| Written task |
Output the full listing below exactly as it reads, and skip anything that is a picture.

| Data lines |

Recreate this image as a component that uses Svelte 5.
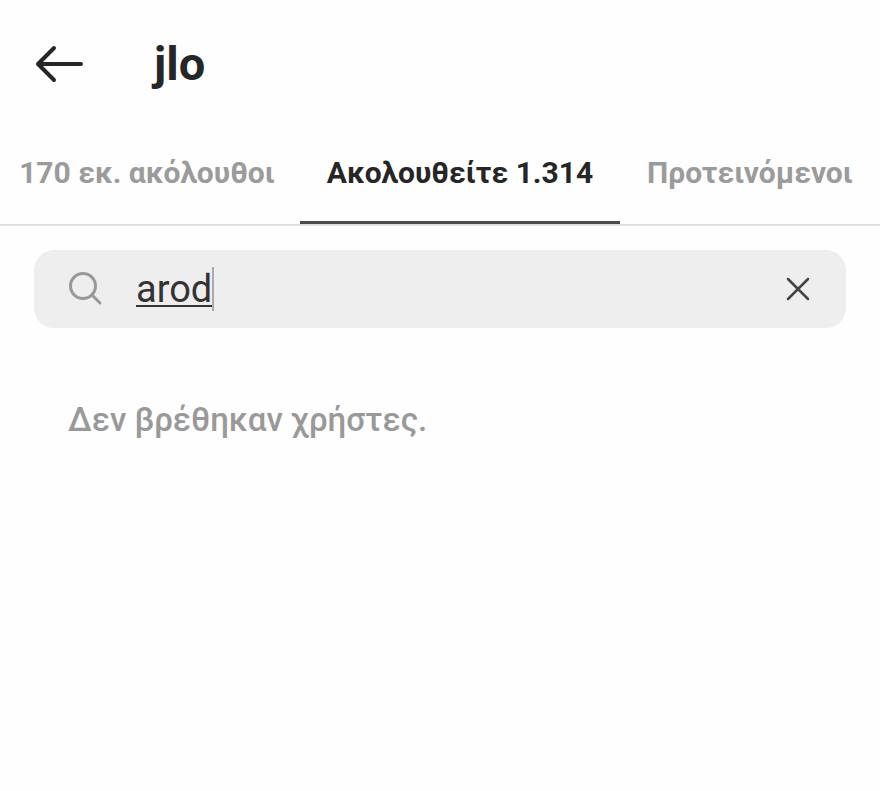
<script lang="ts">
  type Tab = {
    id: string;
    label: string;
  };

  const username = 'jlo';

  const tabs: Tab[] = [
    { id: 'followers', label: '170 εκ. ακόλουθοι' },
    { id: 'following', label: 'Ακολουθείτε 1.314' },
    { id: 'suggested', label: 'Προτεινόμενοι' }
  ];

  let activeTab = $state('following');
  let query = $state('arod');

  const clearQuery = () => {
    query = '';
  };
</script>

<header class="top-bar">
  <button class="icon-button back" type="button" aria-label="Πίσω">
    <svg viewBox="0 0 50 40" width="50" height="40">
      <path d="M47 20H4M20 4L4 20L20 36" />
    </svg>
  </button>
  <h1>{username}</h1>
</header>

<div class="tabs" role="tablist">
  {#each tabs as tab (tab.id)}
    <button
      class="tab"
      class:active={tab.id === activeTab}
      type="button"
      role="tab"
      aria-selected={tab.id === activeTab}
      onclick={() => (activeTab = tab.id)}
    >
      {tab.label}
    </button>
  {/each}
</div>

<main>
  <div class="search">
    <label class="field">
      <svg class="search-icon" viewBox="0 0 36 36" width="36" height="36">
        <circle cx="15" cy="15" r="12.5" />
        <path d="M24 24L32 32" />
      </svg>
      <input type="text" aria-label="Αναζήτηση" spellcheck="false" autocomplete="off" bind:value={query} />
      <span class="caret"></span>
    </label>
    <button class="icon-button clear" type="button" aria-label="Διαγραφή" onclick={clearQuery}>
      <svg viewBox="0 0 24 24" width="24" height="24">
        <path d="M2 2L22 22M22 2L2 22" />
      </svg>
    </button>
  </div>

  <p class="empty">Δεν βρέθηκαν χρήστες.</p>
</main>

<style>
  :global(body) {
    margin: 0;
    background: #fefefe;
    color: #262626;
    font-family: Roboto, 'Liberation Sans', sans-serif;
  }

  svg {
    display: block;
    fill: none;
    stroke: currentColor;
    stroke-linecap: round;
    stroke-linejoin: round;
  }

  .icon-button {
    flex: none;
    padding: 0;
    border: 0;
    background: none;
    color: inherit;
    cursor: pointer;
  }

  .top-bar {
    display: flex;
    align-items: center;
    gap: 70px;
    height: 128px;
    padding: 0 34px;
  }

  .back svg {
    stroke-width: 4;
  }

  h1 {
    margin: 0;
    font-size: 47px;
    font-weight: 700;
    line-height: 56px;
  }

  .tabs {
    display: grid;
    grid-template-columns: 300fr 320fr 260fr;
    border-bottom: 2px solid #e0e0e0;
  }

  .tab {
    height: 96px;
    padding: 0 0 4px;
    border: 0;
    border-bottom: 3px solid transparent;
    background: none;
    color: #9b9b9b;
    font-family: inherit;
    font-size: 30px;
    font-weight: 700;
    line-height: 36px;
    white-space: nowrap;
    cursor: pointer;
  }

  .tab:first-child {
    padding-right: 6px;
  }

  .tab.active {
    border-bottom-color: #4a4a4a;
    color: #262626;
  }

  main {
    padding: 24px 34px;
  }

  .search {
    display: flex;
    align-items: center;
    height: 78px;
    padding: 0 36px 0 34px;
    border-radius: 20px;
    background: #eeeeee;
  }

  .field {
    display: flex;
    flex: 1;
    align-items: center;
    min-width: 0;
    cursor: text;
  }

  .search-icon {
    flex: none;
    margin-right: 32px;
    color: #999999;
    stroke-width: 3;
  }

  input {
    field-sizing: content;
    min-width: 0;
    padding: 0;
    border: 0;
    outline: none;
    background: none;
    color: #333333;
    font-family: inherit;
    font-size: 38px;
    line-height: 44px;
    text-decoration: underline;
    text-decoration-thickness: 2px;
    text-underline-offset: 3px;
  }

  .caret {
    width: 2px;
    height: 44px;
    background: #aaaaaa;
  }

  .clear {
    color: #444444;
  }

  .clear svg {
    stroke-width: 2.5;
  }

  .empty {
    margin: 72px 34px 0;
    color: #999999;
    font-size: 33px;
    font-weight: 500;
    line-height: 40px;
  }
</style>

| The answer |
Recreate this image as a component that uses Svelte 5.
<script lang="ts">
  type Tab = {
    id: string;
    label: string;
  };

  const username = 'jlo';

  const tabs: Tab[] = [
    { id: 'followers', label: '170 εκ. ακόλουθοι' },
    { id: 'following', label: 'Ακολουθείτε 1.314' },
    { id: 'suggested', label: 'Προτεινόμενοι' }
  ];

  let activeTab = $state('following');
  let query = $state('arod');

  const clearQuery = () => {
    query = '';
  };
</script>

<header class="top-bar">
  <button class="icon-button back" type="button" aria-label="Πίσω">
    <svg viewBox="0 0 50 40" width="50" height="40">
      <path d="M47 20H4M20 4L4 20L20 36" />
    </svg>
  </button>
  <h1>{username}</h1>
</header>

<div class="tabs" role="tablist">
  {#each tabs as tab (tab.id)}
    <button
      class="tab"
      class:active={tab.id === activeTab}
      type="button"
      role="tab"
      aria-selected={tab.id === activeTab}
      onclick={() => (activeTab = tab.id)}
    >
      {tab.label}
    </button>
  {/each}
</div>

<main>
  <div class="search">
    <label class="field">
      <svg class="search-icon" viewBox="0 0 36 36" width="36" height="36">
        <circle cx="15" cy="15" r="12.5" />
        <path d="M24 24L32 32" />
      </svg>
      <input type="text" aria-label="Αναζήτηση" spellcheck="false" autocomplete="off" bind:value={query} />
      <span class="caret"></span>
    </label>
    <button class="icon-button clear" type="button" aria-label="Διαγραφή" onclick={clearQuery}>
      <svg viewBox="0 0 24 24" width="24" height="24">
        <path d="M2 2L22 22M22 2L2 22" />
      </svg>
    </button>
  </div>

  <p class="empty">Δεν βρέθηκαν χρήστες.</p>
</main>

<style>
  :global(body) {
    margin: 0;
    background: #fefefe;
    color: #262626;
    font-family: Roboto, 'Liberation Sans', sans-serif;
  }

  svg {
    display: block;
    fill: none;
    stroke: currentColor;
    stroke-linecap: round;
    stroke-linejoin: round;
  }

  .icon-button {
    flex: none;
    padding: 0;
    border: 0;
    background: none;
    color: inherit;
    cursor: pointer;
  }

  .top-bar {
    display: flex;
    align-items: center;
    gap: 70px;
    height: 128px;
    padding: 0 34px;
  }

  .back svg {
    stroke-width: 4;
  }

  h1 {
    margin: 0;
    font-size: 47px;
    font-weight: 700;
    line-height: 56px;
  }

  .tabs {
    display: grid;
    grid-template-columns: 300fr 320fr 260fr;
    border-bottom: 2px solid #e0e0e0;
  }

  .tab {
    height: 96px;
    padding: 0 0 4px;
    border: 0;
    border-bottom: 3px solid transparent;
    background: none;
    color: #9b9b9b;
    font-family: inherit;
    font-size: 30px;
    font-weight: 700;
    line-height: 36px;
    white-space: nowrap;
    cursor: pointer;
  }

  .tab:first-child {
    padding-right: 6px;
  }

  .tab.active {
    border-bottom-color: #4a4a4a;
    color: #262626;
  }

  main {
    padding: 24px 34px;
  }

  .search {
    display: flex;
    align-items: center;
    height: 78px;
    padding: 0 36px 0 34px;
    border-radius: 20px;
    background: #eeeeee;
  }

  .field {
    display: flex;
    flex: 1;
    align-items: center;
    min-width: 0;
    cursor: text;
  }

  .search-icon {
    flex: none;
    margin-right: 32px;
    color: #999999;
    stroke-width: 3;
  }

  input {
    field-sizing: content;
    min-width: 0;
    padding: 0;
    border: 0;
    outline: none;
    background: none;
    color: #333333;
    font-family: inherit;
    font-size: 38px;
    line-height: 44px;
    text-decoration: underline;
    text-decoration-thickness: 2px;
    text-underline-offset: 3px;
  }

  .caret {
    width: 2px;
    height: 44px;
    background: #aaaaaa;
  }

  .clear {
    color: #444444;
  }

  .clear svg {
    stroke-width: 2.5;
  }

  .empty {
    margin: 72px 34px 0;
    color: #999999;
    font-size: 33px;
    font-weight: 500;
    line-height: 40px;
  }
</style>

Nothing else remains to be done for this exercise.